Hilde hatte Lukas vor 40 Jahren geheiratet.
Er war ein Bild von Mann gewesen: feurige Augen und Muskeln, die er täglich mit Hantelheben in Form hielt.
Sie waren bereits acht Jahre verheiratet gewesen, als Hilde von einem Frauenabend früher heimkam.
Sie überraschte Lukas, als er vor dem Schlafzimmerspiegel ihr Negligé überzog. Ihr Mann trug ein fleischfarbiges Korsett. Und hochhackige Lackschuhe.
Hildes erster Gedanke: «Dass es solche Schuhe in Grösse 46 überhaupt gibt.»
Ihr zweiter: «Eine schwarze Corsage würde ihm besser stehen.»
Dann zog sie sich hastig zurück. Hilde verspürte Scham. Als hätte sie heimlich ein Pornoheft durchgeblättert.
Sie verlor über das Gesehene nie ein Wort. Nicht zu ihren Freundinnen. Und schon gar nicht zu ihrem Ehemann.
Lukas war nun öfters geschäftlich abwesend. Als CEO einer Grosshandelskette war die Agenda voll.
Auch sein Köfferchen. Hilde hatte nur einmal reingeschaut? BEIM ANBLICK DER SPITZENWÄSCHE UND DER GOLDBLONDEN PERÜCKE VERSPÜRTE SIE EIN ÄHNLICHES SCHAMGEFÜHL WIE DAMALS, ALS SIE IHREN MANN IM NEGLIGE ENTDECKT HATTE.
Eines Tages bestellte Professor Herzlein Hilde in die Klinik der städtischen Psychiatrie. Die Konkurrenz hatte Lukas nachspioniert. Sie ging mit kompromittierenden Bildern an die Boulevard-Presse. Der CEO versuchte sich aus dem Fenster zu stürzen? nun lag er «stillgelegt», wie sie das nannten, in der geschlossenen Abteilung. In den ersten drei Monaten redete Lukas nicht. Dann kam dieser Tag, als er das Fenster anstierte. Der Baum im Klinikgarten zeigte weisse Blüten: «Entschuldige.
Ich hätte es dir schon lange sagen sollen...»
«Nein. Ich hätte fragen sollen...», lächelte Hilde.
Und dann weinten sie. Beide.
Schon als Kind hatte er sich im falschen Körper gefühlt.
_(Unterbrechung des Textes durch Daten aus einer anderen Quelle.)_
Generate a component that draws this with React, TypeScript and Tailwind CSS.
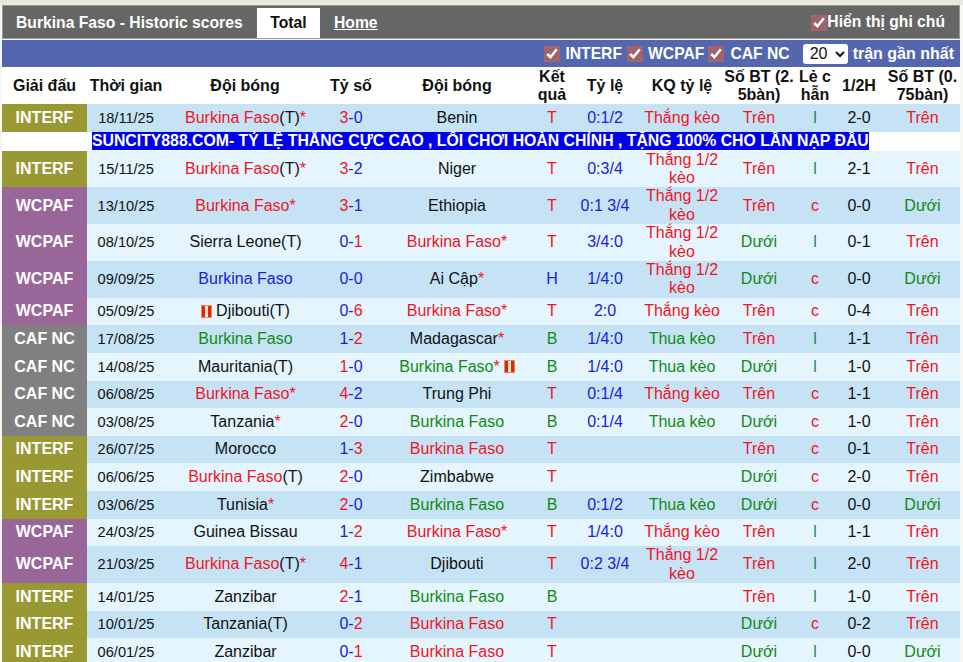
const R = "text-[#f2141e]";
const G = "text-[#118a11]";
const B = "text-[#2020d8]";
const K = "text-[#111]";

type Row = {
  lg: "INTERF" | "WCPAF" | "CAF NC";
  date: string;
  h: string; hc: string; hs?: string; hStar?: boolean; hCard?: boolean;
  s1: string; s2: string;
  a: string; ac: string; aStar?: boolean; aCard?: boolean;
  res: string; odd: string; kq: string; ou: string; lc: string; half: string; ou2: string;
};

const BF = "Burkina Faso";
const rows: Row[] = [
  { lg: "INTERF", date: "18/11/25", h: BF, hc: R, hs: "(T)", hStar: true, s1: "3", s2: "0", a: "Benin", ac: K, res: "T", odd: "0:1/2", kq: "Thắng kèo", ou: "Trên", lc: "l", half: "2-0", ou2: "Trên" },
  { lg: "INTERF", date: "15/11/25", h: BF, hc: R, hs: "(T)", hStar: true, s1: "3", s2: "2", a: "Niger", ac: K, res: "T", odd: "0:3/4", kq: "Thắng 1/2 kèo", ou: "Trên", lc: "l", half: "2-1", ou2: "Trên" },
  { lg: "WCPAF", date: "13/10/25", h: BF, hc: R, hStar: true, s1: "3", s2: "1", a: "Ethiopia", ac: K, res: "T", odd: "0:1 3/4", kq: "Thắng 1/2 kèo", ou: "Trên", lc: "c", half: "0-0", ou2: "Dưới" },
  { lg: "WCPAF", date: "08/10/25", h: "Sierra Leone(T)", hc: K, s1: "0", s2: "1", a: BF, ac: R, aStar: true, res: "T", odd: "3/4:0", kq: "Thắng 1/2 kèo", ou: "Dưới", lc: "l", half: "0-1", ou2: "Trên" },
  { lg: "WCPAF", date: "09/09/25", h: BF, hc: B, s1: "0", s2: "0", a: "Ai Cập", ac: K, aStar: true, res: "H", odd: "1/4:0", kq: "Thắng 1/2 kèo", ou: "Dưới", lc: "c", half: "0-0", ou2: "Dưới" },
  { lg: "WCPAF", date: "05/09/25", h: "Djibouti(T)", hc: K, hCard: true, s1: "0", s2: "6", a: BF, ac: R, aStar: true, res: "T", odd: "2:0", kq: "Thắng kèo", ou: "Trên", lc: "c", half: "0-4", ou2: "Trên" },
  { lg: "CAF NC", date: "17/08/25", h: BF, hc: G, s1: "1", s2: "2", a: "Madagascar", ac: K, aStar: true, res: "B", odd: "1/4:0", kq: "Thua kèo", ou: "Trên", lc: "l", half: "1-1", ou2: "Trên" },
  { lg: "CAF NC", date: "14/08/25", h: "Mauritania(T)", hc: K, s1: "1", s2: "0", a: BF, ac: G, aStar: true, aCard: true, res: "B", odd: "1/4:0", kq: "Thua kèo", ou: "Dưới", lc: "l", half: "1-0", ou2: "Trên" },
  { lg: "CAF NC", date: "06/08/25", h: BF, hc: R, hStar: true, s1: "4", s2: "2", a: "Trung Phi", ac: K, res: "T", odd: "0:1/4", kq: "Thắng kèo", ou: "Trên", lc: "c", half: "1-1", ou2: "Trên" },
  { lg: "CAF NC", date: "03/08/25", h: "Tanzania", hc: K, hStar: true, s1: "2", s2: "0", a: BF, ac: G, res: "B", odd: "0:1/4", kq: "Thua kèo", ou: "Dưới", lc: "c", half: "1-0", ou2: "Trên" },
  { lg: "INTERF", date: "26/07/25", h: "Morocco", hc: K, s1: "1", s2: "3", a: BF, ac: R, res: "T", odd: "", kq: "", ou: "Trên", lc: "c", half: "0-1", ou2: "Trên" },
  { lg: "INTERF", date: "06/06/25", h: BF, hc: R, hs: "(T)", s1: "2", s2: "0", a: "Zimbabwe", ac: K, res: "T", odd: "", kq: "", ou: "Dưới", lc: "c", half: "2-0", ou2: "Trên" },
  { lg: "INTERF", date: "03/06/25", h: "Tunisia", hc: K, hStar: true, s1: "2", s2: "0", a: BF, ac: G, res: "B", odd: "0:1/2", kq: "Thua kèo", ou: "Dưới", lc: "c", half: "0-0", ou2: "Dưới" },
  { lg: "WCPAF", date: "24/03/25", h: "Guinea Bissau", hc: K, s1: "1", s2: "2", a: BF, ac: R, aStar: true, res: "T", odd: "1/4:0", kq: "Thắng kèo", ou: "Trên", lc: "l", half: "1-1", ou2: "Trên" },
  { lg: "WCPAF", date: "21/03/25", h: BF, hc: R, hs: "(T)", hStar: true, s1: "4", s2: "1", a: "Djibouti", ac: K, res: "T", odd: "0:2 3/4", kq: "Thắng 1/2 kèo", ou: "Trên", lc: "l", half: "2-0", ou2: "Trên" },
  { lg: "INTERF", date: "14/01/25", h: "Zanzibar", hc: K, s1: "2", s2: "1", a: BF, ac: G, res: "B", odd: "", kq: "", ou: "Trên", lc: "l", half: "1-0", ou2: "Trên" },
  { lg: "INTERF", date: "10/01/25", h: "Tanzania(T)", hc: K, s1: "0", s2: "2", a: BF, ac: R, res: "T", odd: "", kq: "", ou: "Dưới", lc: "c", half: "0-2", ou2: "Trên" },
  { lg: "INTERF", date: "06/01/25", h: "Zanzibar", hc: K, s1: "0", s2: "1", a: BF, ac: R, res: "T", odd: "", kq: "", ou: "Dưới", lc: "l", half: "0-0", ou2: "Dưới" },
];

const GRID = "grid grid-cols-[85px_78px_160px_52px_160px_30px_76px_78px_76px_36px_52px_75px]";
const lgBg = { INTERF: "bg-[#999933]", WCPAF: "bg-[#996699]", "CAF NC": "bg-[#808080]" } as const;
const resColor = (r: string) => (r === "T" ? R : r === "B" ? G : B);
const ouColor = (v: string) => (v === "Trên" ? R : G);
const Cell = "flex items-center justify-center text-center";

function Card({ className }: { className: string }) {
  return (
    <span className={`inline-flex h-[13px] w-[11px] justify-center border border-[#f58a4a] bg-[#dd2a06] ${className}`}>
      <span className="h-full w-[3px] bg-[#ffe4d8]" />
    </span>
  );
}

function Star() {
  return <span className={R}>*</span>;
}

function Check() {
  return <input type="checkbox" defaultChecked className="h-[16px] w-[16px] accent-[#a2626a]" />;
}

function MatchRow({ r, i }: { r: Row; i: number }) {
  const tall = r.kq.includes("1/2");
  const dark = i % 2 === 0;
  const win1 = Number(r.s1) > Number(r.s2);
  const win2 = Number(r.s2) > Number(r.s1);
  return (
    <div className={`${GRID} ${tall ? "h-[36.8px]" : "h-[27.6px]"} ${dark ? "bg-[#c6e3f6]" : "bg-[#e4f5fd]"} ${K}`}>
      <div className={`${Cell} ${lgBg[r.lg]} font-bold text-white`}>{r.lg}</div>
      <div className={`${Cell} text-[14.6px]`}>{r.date}</div>
      <div className={`${Cell} whitespace-pre pl-[1px]`}>
        {r.hCard && <Card className="mr-[4px]" />}
        <span className={r.hc}>{r.h}</span>
        {r.hs}
        {r.hStar && <Star />}
      </div>
      <div className={Cell}>
        <span className={win1 ? R : B}>{r.s1}</span>
        <span className={B}>-</span>
        <span className={win2 ? R : B}>{r.s2}</span>
      </div>
      <div className={`${Cell} whitespace-pre`}>
        <span className={r.ac}>{r.a}</span>
        {r.aStar && <Star />}
        {r.aCard && <Card className="ml-[4px]" />}
      </div>
      <div className={`${Cell} ${resColor(r.res)}`}>{r.res}</div>
      <div className={`${Cell} ${B}`}>{r.odd}</div>
      <div className={`${Cell} leading-[18.4px] ${r.kq.startsWith("Thắng") ? R : G}`}>{r.kq}</div>
      <div className={`${Cell} ${ouColor(r.ou)}`}>{r.ou}</div>
      <div className={`${Cell} ${r.lc === "c" ? R : "text-[#118a55]"}`}>{r.lc}</div>
      <div className={Cell}>{r.half}</div>
      <div className={`${Cell} ${ouColor(r.ou2)}`}>{r.ou2}</div>
    </div>
  );
}

export default function App() {
  const heads = ["Giải đấu", "Thời gian", "Đội bóng", "Tỷ số", "Đội bóng", "Kết quả", "Tỷ lệ", "KQ tỷ lệ", "Số BT (2. 5bàn)", "Lẻ c hẫn", "1/2H", "Số BT (0. 75bàn)"];
  return (
    <div className="h-[662px] w-[963px] overflow-hidden bg-[#f6f6f2] pl-[2px] pr-[3px] font-['Liberation_Sans',Arial,sans-serif] text-[16px] leading-[18.4px]">
      <div className="-mx-[2px] h-[5px] w-[963px] bg-[#e8e8df]" />
      <div className="flex h-[34px] items-stretch border border-[#999] bg-[#666666] text-[15.7px] font-bold text-white">
        <div className="flex w-[254px] items-center pl-[13px] pt-[2px]">Burkina Faso - Historic scores</div>
        <div className="mt-[2px] flex w-[63px] items-center justify-center bg-white text-[#111]">Total</div>
        <div className="flex items-center pl-[14px] pt-[2px] underline">Home</div>
        <div className="ml-auto flex items-center pr-[14px] pt-[1px]">
          <Check />
          <span>Hiển thị ghi chú</span>
        </div>
      </div>
      <div className="mt-[1px] flex h-[27px] items-center justify-end bg-[#5366ae] pr-[6px] text-[15.7px] font-bold text-white">
        <Check />
        <span className="ml-[5px] mr-[5px] pt-[1px]">INTERF</span>
        <Check />
        <span className="ml-[5px] mr-[4px] pt-[1px]">WCPAF</span>
        <Check />
        <span className="ml-[6px] mr-[13px] pt-[1px]">CAF NC</span>
        <select defaultValue="20" className="mr-[5px] h-[20px] w-[45px] rounded-[3px] bg-white pl-[3px] text-[16px] font-normal text-[#111]">
          <option>20</option>
        </select>
        <span className="pt-[1px] text-[16px]">trận gần nhất</span>
      </div>
      <div className={`${GRID} h-[37px] bg-white pt-[1px] font-bold leading-[18.4px] text-[#111]`}>
        {heads.map((h, i) => (
          <div key={i} className={Cell}>{h}</div>
        ))}
      </div>
      <MatchRow r={rows[0]} i={0} />
      <div className="flex h-[19px] items-center bg-white pl-[90px]">
        <span className="whitespace-nowrap bg-[#0000ee] text-[15.8px] font-bold leading-[18px] text-white">
          SUNCITY888.COM- TỶ LỆ THẮNG CỰC CAO , LỐI CHƠI HOÀN CHỈNH , TẶNG 100% CHO LẦN NẠP ĐẦU
        </span>
      </div>
      {rows.slice(1).map((r, i) => (
        <MatchRow key={i} r={r} i={i + 1} />
      ))}
    </div>
  );
}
Vor den Männerkleidern hat es ihn geekelt: «Dennoch liebe ich Frauen. Das macht es doppelt schwer...»
Manchmal spürte Hilde eine entsetzliche Wut.
Weshalb konnten sie nicht einfach glücklich zusammen leben? Warum konnte er nicht als Frau an ihrem Arm durch die Stadt spazieren? «Die Welt ist noch nicht so weit», sagte Herzlein.
Noch zwei Mal versuchte sich Lukas aus dem Fenster zu stürzen. «Bei uns hat er es gut», sagte Herzlein. Erhöhte die Dosis der Antidepressiva.
Vor einem Jahr wünschte sich Lukas eine Puppe.
Lenchen. Er liebkost sie seither innig. Und Hilde spürt eine leise Eifersucht auf dieses Stück Kunststoff mit den schief eingesetzten Schlafaugen.
«Der lila Lippenstift passt dir doch, Lucia?» fragt seine Frau nun.
Sie nennt Lukas neuerdings Lucia.
Er schaut aus dem Fenster. Der Apfelbaum hat wieder weisse Blüten. Zum 20. Mal.
«Lenchen muss jetzt schlafen», sagt er.